Contemporary music fans with jazz tendencies (or vice versa) might check out composer Art Resnick’s bimusical concert at Portland’s Community Music Center. The first half features his contemporary post classical compositions, played by classical musicians including pianist Maria Choban, while the second showcases the pianist/composer’s jazz trio performing improvised music you’d expect from a musician who played with jazz legends like Freddie Hubbard, George Coleman, Nat Adderley, and others. Proceeds benefit the valuable Cascadia Composers organization.

Chamber music aficionados in Portland can catch Portland State University’s great 35-year-old Florestan Trio and guests playing music by Dvorak, Mozart and Schumann, on Sunday afternoon at PSU’s Lincoln Hall. Or the 5Tet woodwind quintet playing Brahms, a world premiere and more Saturday at Tigard’s United Methodist Church. Or violinists Tatiana Kolchanova and Mary Rowell playing Prokofiev, Bartok and more Sunday afternoon in First Presbyterian Church’s always attractive Celebration Works series, now celebrating its first decade. Alas, Portland Piano International’s recommended Monday recital by Roman Rabinovitch is sold out, but there are plenty of other opportunities to satisfy your classical music jones this weekend.

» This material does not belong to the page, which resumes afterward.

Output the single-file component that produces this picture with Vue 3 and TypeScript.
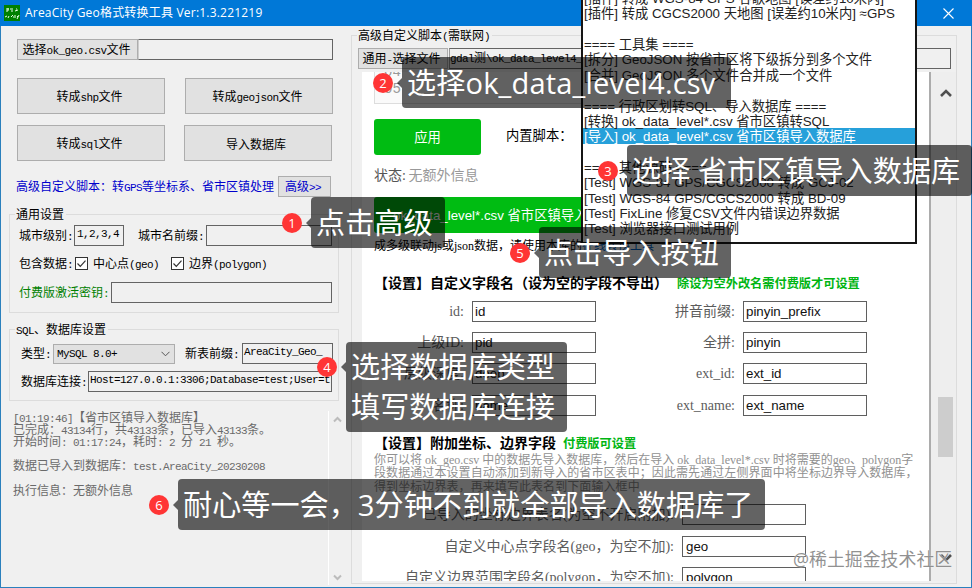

And if the choices are so paralyzing that you just want stay home, and you missed Lara Downes’s excellent set of newly written (by a baker’s dozen of contemporary composers) variations on Bach’s Goldberg Variations  performed at Portland International Piano Festival this summer, Portland’s essential all classical radio station‘s unmissable Club Mod show will be playing Downes’s recently issued CD of that music Saturday night, along with music by the superb new music ensemble eighth blackbird. The shows are archived on the station website for two weeks.